家政婦兼介護ヘルパーとして住み込みで働いた後に急死した女性の労災を認めなかったのは不当として、東京都の70代の夫が国に処分の取り消しを求めた訴訟の控訴審判決が19日、東京高裁であった。水野有子裁判長は夫側の請求を退けた一審・東京地裁判決を取り消し、労災にあたるとの判断を示した。
一審判決などによると、女性は家政婦あっせんや訪問介護を手がける会社に登録。2015年5月、寝たきりの要介護者の利用者宅で7日間住み込みで働いた後に倒れ、翌日に死亡した。女性の1日あたりの労働時間は家事労働で14時間半、介護業務で4時間半の計19時間に上ったという。
夫は労働基準監督署に労災申請し、遺族補償の給付を求めた。労基署は家庭に直接雇われた家政婦は「家事使用人」として労働基準法が適用されないとする同法の規定を根拠に労災と認めない処分をした。
夫側は訴訟で、女性は会社の指示の下で家事と介護を一体的に行っていたと主張した。家事労働も会社の業務であり、家事使用人には該当しないなどと訴えた。

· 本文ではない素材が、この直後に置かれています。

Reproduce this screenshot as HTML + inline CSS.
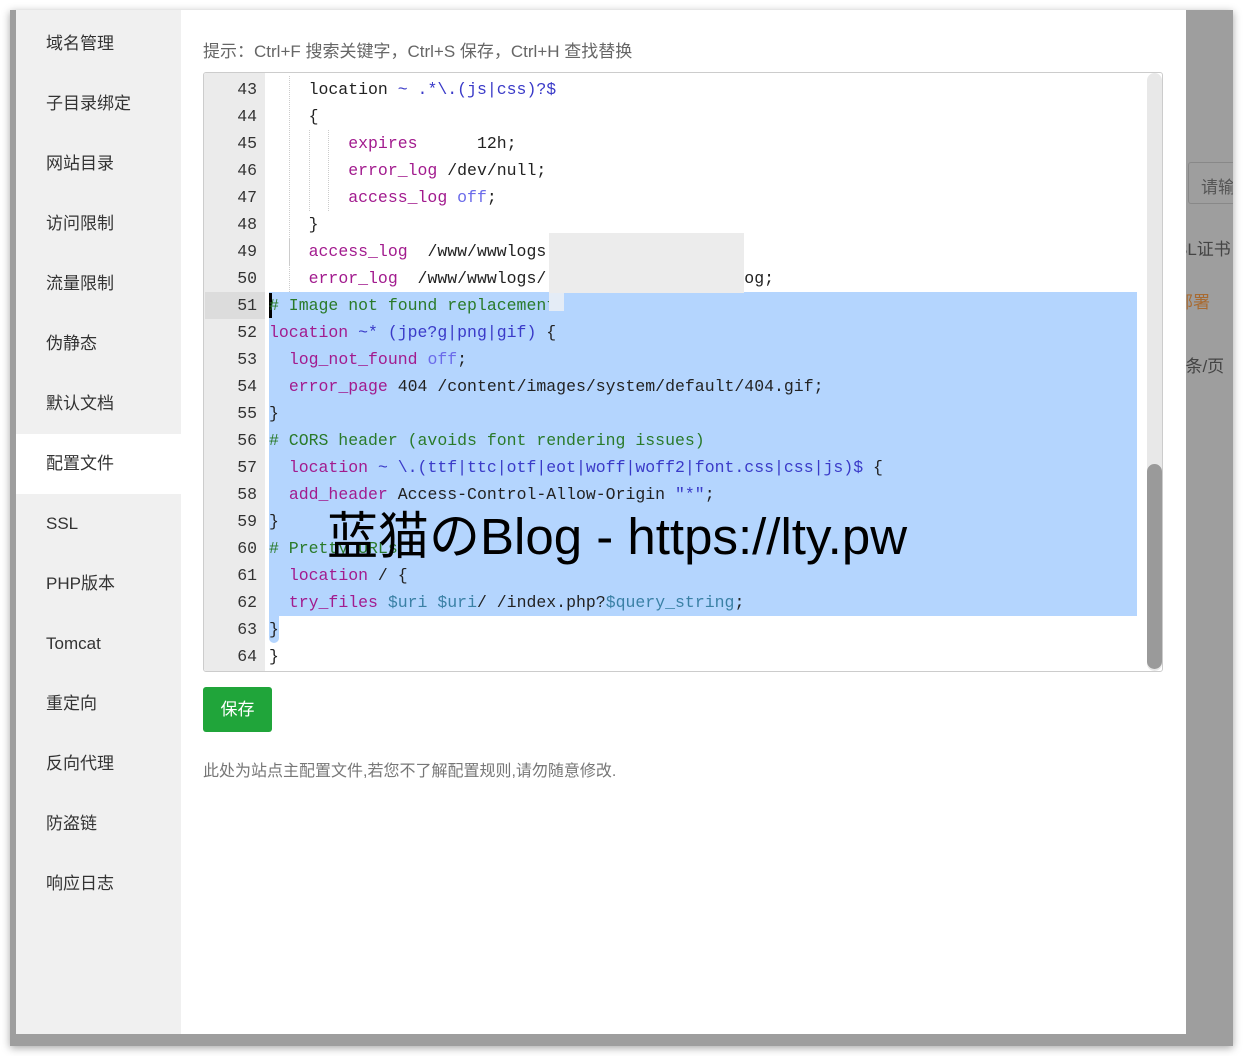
<!DOCTYPE html><html><head><meta charset="utf-8"><style>
*{margin:0;padding:0;box-sizing:border-box}
body{width:1243px;height:1056px;background:#fff;position:relative;overflow:hidden;font-family:"Liberation Sans","Noto Sans CJK SC",sans-serif}
.scr{position:absolute;left:10px;top:10px;width:1223px;height:1036px;background:#9e9e9e;box-shadow:0 2px 8px rgba(0,0,0,.35);overflow:hidden}
.dlg{position:absolute;left:16px;top:10px;width:1170px;height:1024px;background:#fff}
.side{position:absolute;left:0;top:0;width:165px;height:1024px;background:#f0f0f0;padding-top:4px}
.side div{height:60px;line-height:60px;padding-left:30px;font-size:17px;color:#333}
.side div.on{background:#fff}
.hint{position:absolute;left:203px;top:37px;font-size:17px;color:#666}
.ed{position:absolute;left:203px;top:72px;width:960px;height:600px;border:1px solid #ccc;border-radius:3px;overflow:hidden;background:#fff}
.gut{position:absolute;left:0;top:0;width:61px;height:100%;background:#ebebeb}
.ln{position:absolute;left:0;width:53px;text-align:right;font:16.5px/27px "Liberation Mono",monospace;color:#333}
.code{position:absolute;left:65px;top:3px;font:16.5px/27px "Liberation Mono",monospace;color:#222;white-space:pre}
.sel{position:absolute;left:65px;top:219px;width:868px;height:324px;background:#b4d5fe}
.k{color:#a21b8e}.b{color:#3a3ac8}.o{color:#6b6bea}.c{color:#2a7a2a}.v{color:#3a80a5}
.sb{position:absolute;left:943px;top:0;width:15px;height:598px;background:#e8e8e8;border-radius:8px}
.th{position:absolute;left:943px;top:391px;width:15px;height:205px;background:#9a9a9a;border-radius:8px}
.btn{position:absolute;left:203px;top:687px;width:69px;height:45px;background:#20a53a;border-radius:3px;color:#fff;font-size:17px;line-height:45px;text-align:center}
.note{position:absolute;left:203px;top:757px;font-size:16px;color:#777}
.wm{position:absolute;left:327px;top:495px;font-size:51px;color:#000;font-family:"Liberation Sans","Noto Sans CJK JP",sans-serif;white-space:nowrap}
.rt{position:absolute;color:#444;font-size:17px;white-space:nowrap}
</style></head><body>
<div class="scr">
<div class="rt" style="left:1178px;top:152px;width:60px;height:42px;border:1px solid #888;border-radius:3px;padding:10px 12px;color:#555">请输</div>
<div class="rt" style="left:1166px;top:225px">SL证书</div>
<div class="rt" style="left:1166px;top:278px;color:#a86a30">部署</div>
<div class="rt" style="left:1166px;top:342px">0条/页</div>
</div>
<div class="dlg">
<div class="side">
<div>域名管理</div><div>子目录绑定</div><div>网站目录</div><div>访问限制</div><div>流量限制</div><div>伪静态</div><div>默认文档</div><div class="on">配置文件</div><div>SSL</div><div>PHP版本</div><div>Tomcat</div><div>重定向</div><div>反向代理</div><div>防盗链</div><div>响应日志</div>
</div>
</div>
<div class="hint">提示：Ctrl+F 搜索关键字，Ctrl+S 保存，Ctrl+H 查找替换</div>
<div class="ed">
<div class="gut"></div>
<div style="position:absolute;left:1px;top:219px;width:60px;height:27px;background:#dcdcdc"></div>
<div class="sel"></div>
<div style="position:absolute;left:65px;top:543px;width:10px;height:27px;background:#b4d5fe;border-radius:0 0 5px 5px"></div>
<div style="position:absolute;left:65px;top:220px;width:3px;height:25px;background:#000"></div>
<div style="position:absolute;left:85px;top:3px;height:189px;border-left:1px dotted #ccc"></div>
<div style="position:absolute;left:85px;top:165px;height:54px;border-left:1px dotted #ccc"></div>
<div style="position:absolute;left:105px;top:57px;height:81px;border-left:1px dotted #ccc"></div>
<div style="position:absolute;left:124px;top:57px;height:81px;border-left:1px dotted #ccc"></div>
<div class="ln" style="top:3px">43<br>44<br>45<br>46<br>47<br>48<br>49<br>50<br>51<br>52<br>53<br>54<br>55<br>56<br>57<br>58<br>59<br>60<br>61<br>62<br>63<br>64</div>
<div class="code">    location <span class="b">~ .*\.(js|css)?$</span>
    {
        <span class="k">expires</span>      12h;
        <span class="k">error_log</span> /dev/null;
        <span class="k">access_log</span> <span class="o">off</span>;
    }
    <span class="k">access_log</span>  /www/wwwlogs
    <span class="k">error_log</span>  /www/wwwlogs/                  .log;
<span class="c"># Image not found replacement</span>
<span class="k">location</span> <span class="b">~* (jpe?g|png|gif)</span> {
  <span class="k">log_not_found</span> <span class="o">off</span>;
  <span class="k">error_page</span> 404 /content/images/system/default/404.gif;
}
<span class="c"># CORS header (avoids font rendering issues)</span>
  <span class="k">location</span> <span class="b">~ \.(ttf|ttc|otf|eot|woff|woff2|font.css|css|js)$</span> {
  <span class="k">add_header</span> Access-Control-Allow-Origin <span class="b">"*"</span>;
}
<span class="c"># Pretty URLs</span>
  <span class="k">location</span> / {
  <span class="k">try_files</span> <span class="v">$uri</span> <span class="v">$uri</span>/ /index.php?<span class="v">$query_string</span>;
}
}</div>
<div style="position:absolute;left:345px;top:160px;width:195px;height:60px;background:#ececec"></div>
<div style="position:absolute;left:345px;top:220px;width:15px;height:18px;background:#e4ecf6"></div>
<div class="sb"></div><div class="th"></div>
</div>
<div class="btn">保存</div>
<div class="note">此处为站点主配置文件,若您不了解配置规则,请勿随意修改.</div>
<div class="wm">蓝猫のBlog - https://lty.pw</div>
</body></html>
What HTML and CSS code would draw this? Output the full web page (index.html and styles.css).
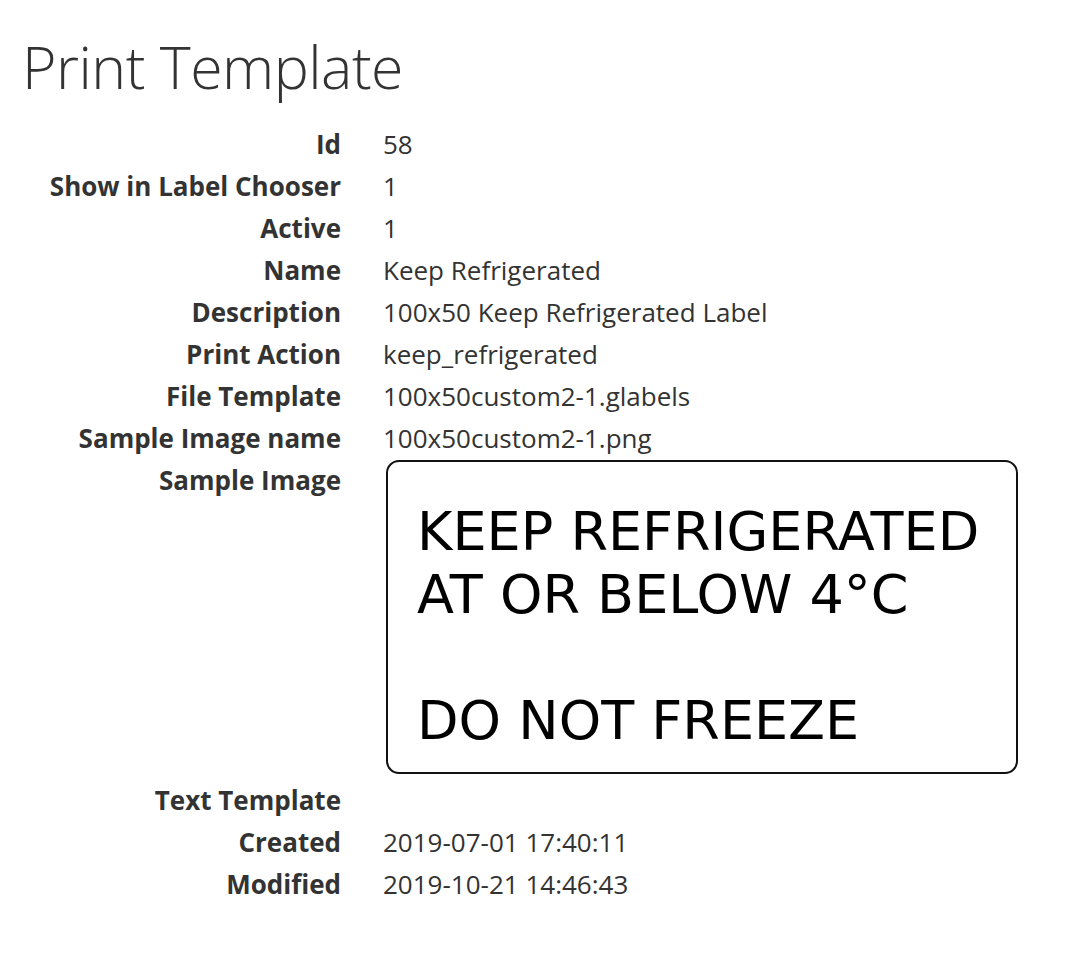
FILE: index.html
```html
<!DOCTYPE html>
<html lang="en">
<head>
    <meta charset="UTF-8">
    <meta name="viewport" content="width=device-width, initial-scale=1.0">
    <title>Print Template</title>
    <link rel="stylesheet" href="styles.css">
</head>
<body>
    <div class="page">
        <h1>Print Template</h1>

        <dl class="details">
            <dt>Id</dt>
            <dd>58</dd>

            <dt>Show in Label Chooser</dt>
            <dd>1</dd>

            <dt>Active</dt>
            <dd>1</dd>

            <dt>Name</dt>
            <dd>Keep Refrigerated</dd>

            <dt>Description</dt>
            <dd>100x50 Keep Refrigerated Label</dd>

            <dt>Print Action</dt>
            <dd>keep_refrigerated</dd>

            <dt>File Template</dt>
            <dd>100x50custom2-1.glabels</dd>

            <dt>Sample Image name</dt>
            <dd>100x50custom2-1.png</dd>

            <dt>Sample Image</dt>
            <dd>
                <!-- Sample label preview -->
                <div class="sample-label">
                    <p>KEEP REFRIGERATED</p>
                    <p>AT OR BELOW 4°C</p>
                    <p>&nbsp;</p>
                    <p>DO NOT FREEZE</p>
                </div>
            </dd>

            <dt>Text Template</dt>
            <dd></dd>

            <dt>Created</dt>
            <dd>2019-07-01 17:40:11</dd>

            <dt>Modified</dt>
            <dd>2019-10-21 14:46:43</dd>
        </dl>
    </div>
</body>
</html>
```

FILE: styles.css
```css
body {
    font-family: 'Open Sans', 'Lato', sans-serif;
    margin: 0;
    padding: 0;
    background: #fff;
    color: #333;
}

.page {
    padding: 0 20px;
}

h1 {
    font-size: 59px;
    font-weight: 300;
    margin: 0;
    padding: 24px 0 0 2px;
    line-height: 84px;
    letter-spacing: -0.5px;
}

.details {
    display: grid;
    grid-template-columns: 321px auto;
    column-gap: 42px;
    margin: 15px 0 0 0;
    font-size: 26px;
    line-height: 42px;
}

.details dt {
    font-weight: 700;
    text-align: right;
    min-height: 42px;
}

.details dd {
    margin: 0;
    min-height: 42px;
}

.sample-label {
    width: 632px;
    height: 314px;
    margin: 1px 0 5px 3px;
    border: 2px solid #111;
    border-radius: 13px;
    background: #fff;
    color: #000;
    font-family: 'DejaVu Sans', sans-serif;
    font-size: 54px;
    line-height: 63px;
    padding: 38px 0 0 29px;
    box-sizing: border-box;
}

.sample-label p {
    margin: 0;
}
```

22年9月の一審判決は、家事労働は利用者の息子と女性が直接結んだ雇用契約に基づいて提供されていたと判断し、家事使用人としての業務とみなした。介護にあたった時間のみを検討対象とし、1日4時間半の労働は「著しく過剰とは言えない」として、死亡との因果関係は認められないと結論づけた。